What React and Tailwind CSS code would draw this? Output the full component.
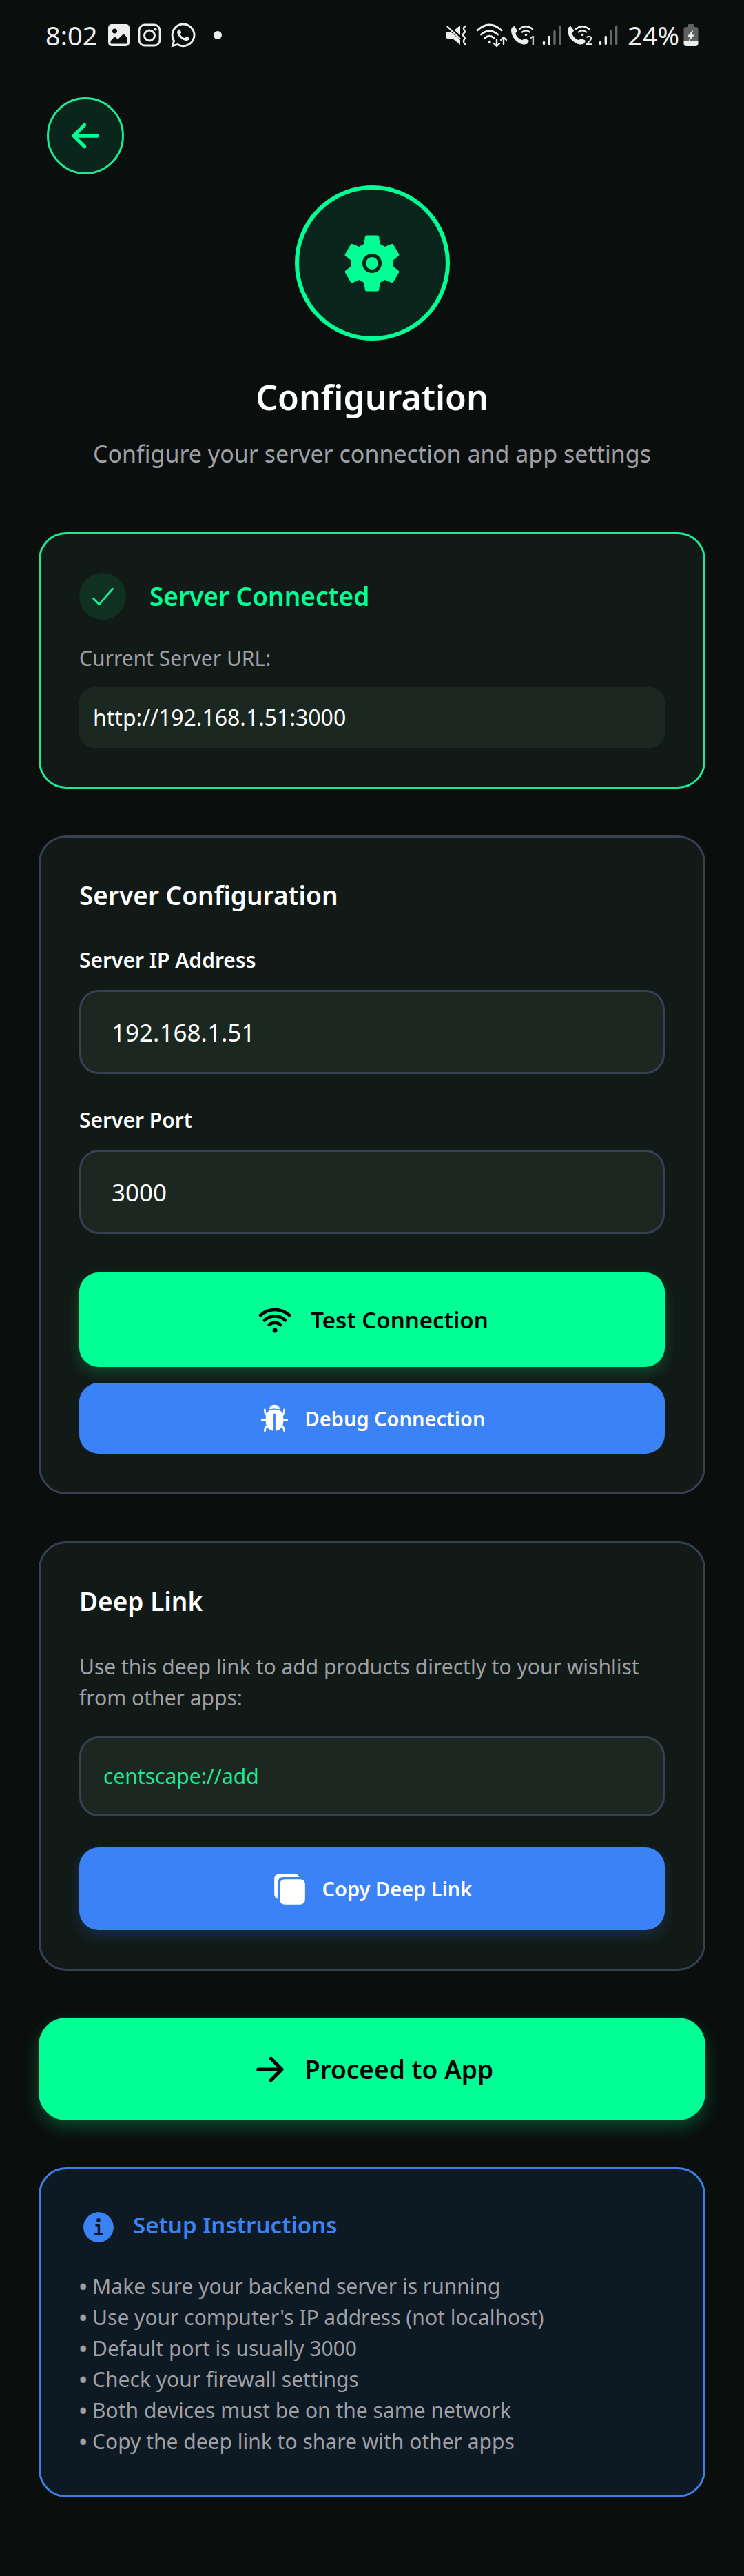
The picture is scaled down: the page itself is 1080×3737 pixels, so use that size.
import React, { useState } from "react";
import {
  IoArrowBack,
  IoArrowForward,
  IoBug,
  IoCheckmark,
  IoCopy,
  IoInformationCircle,
  IoSettingsSharp,
  IoWifi,
} from "react-icons/io5";
import { FaWhatsapp } from "react-icons/fa";

const INSTRUCTIONS = [
  "Make sure your backend server is running",
  "Use your computer's IP address (not localhost)",
  "Default port is usually 3000",
  "Check your firewall settings",
  "Both devices must be on the same network",
  "Copy the deep link to share with other apps",
];

function GalleryIcon() {
  return (
    <svg viewBox="0 0 31 32" className="h-8 w-[31px]" aria-hidden="true">
      <path
        fillRule="evenodd"
        fill="currentColor"
        d="M5 0h21a5 5 0 0 1 5 5v22a5 5 0 0 1-5 5H5a5 5 0 0 1-5-5V5a5 5 0 0 1 5-5ZM9.500 6.500a3.500 3.500 0 1 0 0 7a3.500 3.500 0 1 0 0-7ZM3.500 24.500v2.500c0 1 .6 1.500 1.500 1.500h21c1 0 1.500-.6 1.500-1.500v-7.500L22.500 14 14 22l-4.500-4Z"
      />
    </svg>
  );
}

function InstagramIcon() {
  return (
    <svg viewBox="0 0 34 34" className="size-[34px]" fill="none" stroke="currentColor" strokeWidth="2.800" aria-hidden="true">
      <rect x="2" y="2" width="30" height="30" rx="8" />
      <circle cx="17" cy="17.500" r="7.500" strokeWidth="3" />
      <circle cx="25.500" cy="8.500" r="2" fill="currentColor" stroke="none" />
    </svg>
  );
}

function MuteVibrateIcon() {
  return (
    <svg viewBox="0 0 30 30" className="size-[30px]" aria-hidden="true">
      <path fill="currentColor" d="M2 10.500h5.500L21 22v7L10 20H3a2.500 2.500 0 0 1-2.500-2.500v-4.500A2.500 2.500 0 0 1 2 10.500ZM12.500 7.500 21 1v14Z" />
      <path d="M2.500 2.500 20.500 20" fill="none" stroke="currentColor" strokeWidth="2.400" strokeLinecap="round" />
      <path
        d="M28.500 2q-3 1.500-2.500 3.500t1.500 3.500t-1.500 3.500t0 4t1.500 3.500t-1.500 3.500q-.5 2.500 2.500 5"
        fill="none"
        stroke="currentColor"
        strokeWidth="2.400"
        strokeLinecap="round"
      />
    </svg>
  );
}

function WifiTrafficIcon() {
  return (
    <svg viewBox="0 0 46 36" className="h-9 w-[46px]" fill="none" stroke="currentColor" strokeLinecap="round" aria-hidden="true">
      <g strokeWidth="2.800">
        <path d="M2 11q17.500-16 35 0" />
        <path d="M7.500 17q12-10.500 24 0" />
        <path d="M13 22q6.500-5.500 13 0" />
      </g>
      <circle cx="19.500" cy="28" r="2.200" fill="currentColor" stroke="none" />
      <g strokeWidth="2.400" strokeLinejoin="round">
        <path d="M30 24v9.500M26 30l4 4 4-4" />
        <path d="M40 31v-9.500M36 25l4-4 4 4" />
      </g>
    </svg>
  );
}

function WifiCallIcon({ sim }) {
  return (
    <svg viewBox="0 -5 38 40" className="h-10 w-[38px]" aria-hidden="true">
      <path
        fill="currentColor"
        d="M1 7.500C1 4.500 3 2.500 5.500 2l4.500 6c.5 1-2.500 3.500-2.500 4.500 1 4.500 5 8 9 9.500 1.500.3 3.500-2.500 4.500-2l5.500 2.500c.5 3-2 6-6 6C10.500 28.500 1 18 1 7.500Z"
      />
      <g fill="none" stroke="currentColor" strokeWidth="2.400" strokeLinecap="round">
        <path d="M13 6q9.500-7.500 19 0" />
        <path d="M17 10.500q5.500-4.500 11 0" />
      </g>
      <circle cx="22.500" cy="14.500" r="1.800" fill="currentColor" />
      <text x="27" y="29" fontSize="18" fontWeight="500" fill="currentColor">
        {sim}
      </text>
    </svg>
  );
}

function SignalIcon() {
  return (
    <svg viewBox="0 0 28 30" className="h-[30px] w-7" stroke="currentColor" strokeWidth="3.400" strokeLinecap="round" aria-hidden="true">
      <path d="M2.500 25.500v2M10.300 17.500v10" />
      <path d="M18 9.500v18M25.700 2.500v25" opacity="0.4" />
    </svg>
  );
}

function BatteryIcon() {
  return (
    <svg viewBox="0 0 22 32" className="h-8 w-[22px]" aria-hidden="true">
      <path d="M6 4V2.500Q6 0 8.500 0h5Q16 0 16 2.500V4h2q3.500 0 3.500 3.500V25H.5V7.500Q.5 4 4 4Z" fill="#5f6161" />
      <path d="M.5 25h21v3q0 4-4 4h-13q-4 0-4-4Z" fill="currentColor" />
      <path d="M13 9.500 5.500 18h4.300L7.500 25 16.500 15.500h-4.700l2.500-6Z" fill="currentColor" />
    </svg>
  );
}

function StatusBar() {
  return (
    <header className="flex h-[102px] items-center justify-between px-[66px] text-[38px] leading-none text-[#eeeeee]">
      <div className="flex items-center">
        <span>8:02</span>
        <div className="ml-4 flex items-center gap-3">
          <GalleryIcon />
          <InstagramIcon />
          <FaWhatsapp className="size-10" aria-hidden="true" />
          <span className="ml-3 size-3 rounded-full bg-current" />
        </div>
      </div>
      <div className="flex items-center">
        <MuteVibrateIcon />
        <div className="ml-[14px] flex items-center gap-1">
          <WifiTrafficIcon />
          <WifiCallIcon sim="1" />
        </div>
        <div className="mr-[14px] ml-2 flex items-center gap-2">
          <SignalIcon />
          <WifiCallIcon sim="2" />
          <SignalIcon />
        </div>
        <span className="mr-[6px]">24%</span>
        <BatteryIcon />
      </div>
    </header>
  );
}

function GearIcon() {
  return (
    <span className="relative flex items-center justify-center">
      <IoSettingsSharp className="size-[90px]" />
      <span className="absolute size-[18px] rounded-full bg-current" />
    </span>
  );
}

function Card({ className, children }) {
  return <section className={`rounded-[40px] border-3 p-14 ${className}`}>{children}</section>;
}

function Field({ id, label, value, onChange }) {
  return (
    <div className="flex flex-col gap-[21px]">
      <label htmlFor={id} className="text-[30px] leading-11 font-semibold">
        {label}
      </label>
      <input
        id={id}
        value={value}
        onChange={(e) => onChange(e.target.value)}
        className="h-[122px] w-full rounded-[28px] border-3 border-[#374151] bg-[#1b2822] px-11 text-[35px] outline-none"
      />
    </div>
  );
}

export default function App() {
  const [ip, setIp] = useState("192.168.1.51");
  const [port, setPort] = useState("3000");

  return (
    <div className="min-h-screen bg-[#0a0e0d] font-['Noto_Sans',sans-serif] text-white">
      <StatusBar />

      <main className="px-14 pt-[39px] pb-28">
        <button
          type="button"
          aria-label="Back"
          className="ml-3 flex size-28 items-center justify-center rounded-full border-3 border-[#1fe893] bg-[#0a261c] text-[#00ff94]"
        >
          <IoArrowBack className="size-14" />
        </button>

        <div className="mt-4 flex flex-col items-center text-center">
          <div className="flex size-[225px] items-center justify-center rounded-full border-6 border-[#00ff94] bg-[#0a261c] text-[#00ff94]">
            <GearIcon />
          </div>
          <h1 className="mt-12 text-[50px] leading-[68px] font-semibold">Configuration</h1>
          <p className="mt-6 text-[34px] leading-12 text-[#9f9fa6]">
            Configure your server connection and app settings
          </p>
        </div>

        <div className="mt-[90px] flex flex-col gap-[68px]">
          <Card className="border-[#1fe893] bg-[#111a16]">
            <div className="flex items-center gap-[34px]">
              <span className="flex size-[68px] items-center justify-center rounded-full bg-[#103122] text-[#1fe893]">
                <IoCheckmark className="size-[45px]" />
              </span>
              <h2 className="text-[37px] leading-14 font-semibold text-[#00ff94]">Server Connected</h2>
            </div>
            <p className="mt-[33px] text-[30px] leading-[45px] text-[#9f9fa6]">Current Server URL:</p>
            <p className="mt-5 rounded-[22px] bg-[#1b2822] px-5 text-[32px] leading-[88px]">
              http://192.168.1.51:3000
            </p>
          </Card>

          <Card className="border-[#374151] bg-[#111a16]">
            <h2 className="text-[37px] leading-14 font-semibold">Server Configuration</h2>
            <div className="mt-11 flex flex-col gap-[45px]">
              <Field id="server-ip" label="Server IP Address" value={ip} onChange={setIp} />
              <Field id="server-port" label="Server Port" value={port} onChange={setPort} />
            </div>
            <button
              type="button"
              className="mt-14 flex h-[137px] w-full items-center justify-center gap-6 rounded-[28px] bg-[#00ff94] text-[33px] font-semibold text-black shadow-[0_8px_20px_rgba(0,255,148,0.2)]"
            >
              <IoWifi className="size-14" />
              Test Connection
            </button>
            <button
              type="button"
              className="mt-[23px] flex h-[103px] w-full items-center justify-center gap-[22px] rounded-[28px] bg-[#3b82f6] text-[29px] font-semibold"
            >
              <IoBug className="size-[45px]" />
              Debug Connection
            </button>
          </Card>

          <Card className="border-[#374151] bg-[#111a16]">
            <h2 className="text-[37px] leading-14 font-semibold">Deep Link</h2>
            <p className="mt-11 text-[30px] leading-[45px] text-[#9f9fa6]">
              Use this deep link to add products directly to your wishlist from other apps:
            </p>
            <p className="mt-[34px] rounded-[28px] border-3 border-[#374151] bg-[#1b2822] px-8 text-[30px] leading-[110px] text-[#1fe893]">
              centscape://add
            </p>
            <button
              type="button"
              className="mt-[45px] flex h-[120px] w-full items-center justify-center gap-[22px] rounded-[28px] bg-[#3b82f6] text-[29px] font-semibold shadow-[0_8px_20px_rgba(59,130,246,0.2)]"
            >
              <IoCopy className="size-[51px]" />
              Copy Deep Link
            </button>
          </Card>

          <button
            type="button"
            className="flex h-[149px] w-full items-center justify-center gap-[22px] rounded-[40px] bg-[#00ff94] text-[37px] font-semibold text-black shadow-[0_10px_24px_rgba(0,255,148,0.25)]"
          >
            <IoArrowForward className="size-14" />
            Proceed to App
          </button>

          <Card className="border-[#3f7fe4] bg-[#0e1a23]">
            <div className="flex items-start gap-[22px] text-[#3b82f6]">
              <IoInformationCircle className="size-14" />
              <h2 className="text-[33px] leading-[50px] font-semibold">Setup Instructions</h2>
            </div>
            <ul className="mt-[35px] text-[30px] leading-[45px] text-[#9f9fa6]">
              {INSTRUCTIONS.map((line) => (
                <li key={line}>
                  <span className="font-bold">•</span> {line}
                </li>
              ))}
            </ul>
          </Card>
        </div>
      </main>
    </div>
  );
}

***

INSTRUCTIONS TO FOLLOW - Using the listing, collect all lines in which the string "this" is found.

TASK RESULT -
What React and Tailwind CSS code would draw this? Output the full component.
              Use this deep link to add products directly to your wishlist from other apps:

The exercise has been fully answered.